Rule 83(a)(2) thus bars the court from striking the defendants' motion for summary judgment and brief in support thereof for the sole reason that the brief did not contain the table of contents and table of authorities required by Local Rule 7.2(d). Were the court to do so, it would be enforcing Local Rule 7.2(d) in a way that would cause the defendants to lose their right to have the court adjudicate their motion for summary judgment. Hanks does not argue — and nothing in the record suggests — that the defendants' failure to comply with Local Rule 7.2(d) was willful. Therefore, the portion of Hanks's motion to strike that seeks to strike the defendants' motion for summary judgment and brief in support thereof must be denied.

[Footnote 31] Counsel for the defendants has explained that she believed her fifteen-page brief did not need a table of contents or a table of authorities because "[t]he first five pages contain a list of facts upon which the brief is based" and she "did not count the factual recitation in determining whether a table of contents and a table of authorities was required." *** The court finds this explanation sufficient for purposes of determining whether the defendants' failure to comply with Local Rule 7.2(d) was willful. However, for purposes of future filings, counsel for the defendants is advised to abide by Local Rule 7.2(c), which instructs that only the pages containing the table of contents and table of authorities may be excluded from the determination of a brief's length. See N.D. Tex. Loc. R. 7.2(c).
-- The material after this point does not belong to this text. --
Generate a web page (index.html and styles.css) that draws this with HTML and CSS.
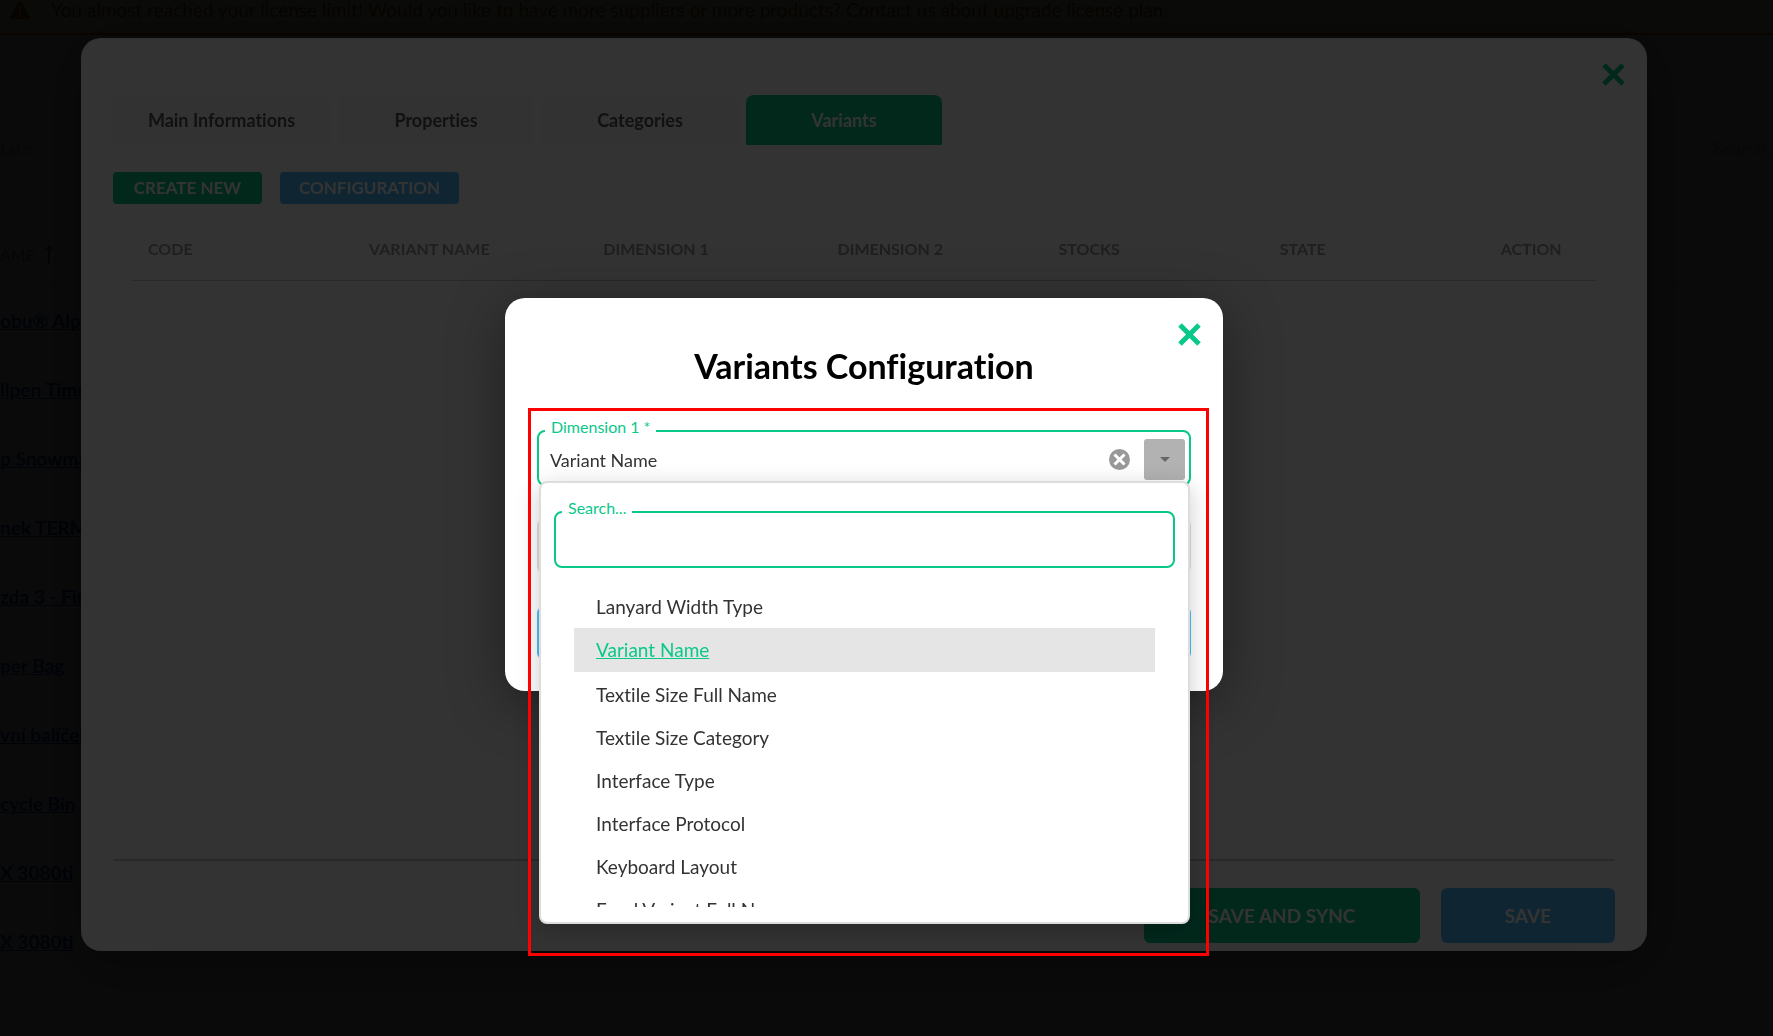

[Footnote 32] What is more, Hanks has cited no statute, rule, or other authority that she claims empowers this court to strike the defendants' motion for summary judgment and brief in support thereof. Federal Rule of Civil Procedure 12(f) grants the court discretion to "strike from a pleading an insufficient defense or any redundant, immaterial, impertinent, or scandalous matter," but Rule 12(f) does not control here. It "applies only to pleadings and has no applicability to motions made in pursuit of or in opposition to summary judgment." Pilgrim v. Trustees of Tufts College, 118 F.3d 864, 868 (1st Cir. 1997), abrogated in part on other grounds by National Railroad Passenger Corporation v. Morgan, 536 U.S. 101 (2002); see also Trotter v. Jack Anderson Enterprises, Inc., 818 F.2d 431, 436 (5th Cir. 1987) (citing Fed. R. Civ. P. 7(a) and In re Zweibon, 565 F.2d 742, 747 (D.C. Cir. 1977)); Perea v. Hunter Douglas Window Fashions, Inc., 2008 WL 511409, at *5 n.3 (D. Colo. Feb. 22, 2008) ("Even assuming that a . . . brief falls within the definition of a 'pleading,' Rule 12(f) involves the striking of certain specified, objectionable 'matter' within such a pleading, not the wholesale striking of the pleading itself."). It is true that included within a district court's "certain implied inherent powers that are necessary to the exercise of all others" is the power to fashion appropriate sanctions for a party's failure to comply with a local rule. Iota Xi Chapter of Sigma Chi Fraternity v. Patterson, 566 F.3d 138, 150 (4th Cir. 2009) (citations and internal quotation marks omitted). But Hanks has not identified any authority that supports her contention that this court's power to fashion an appropriate sanction for a violation of a local rule extends to the draconian penalty of striking motions and briefs in their entirety.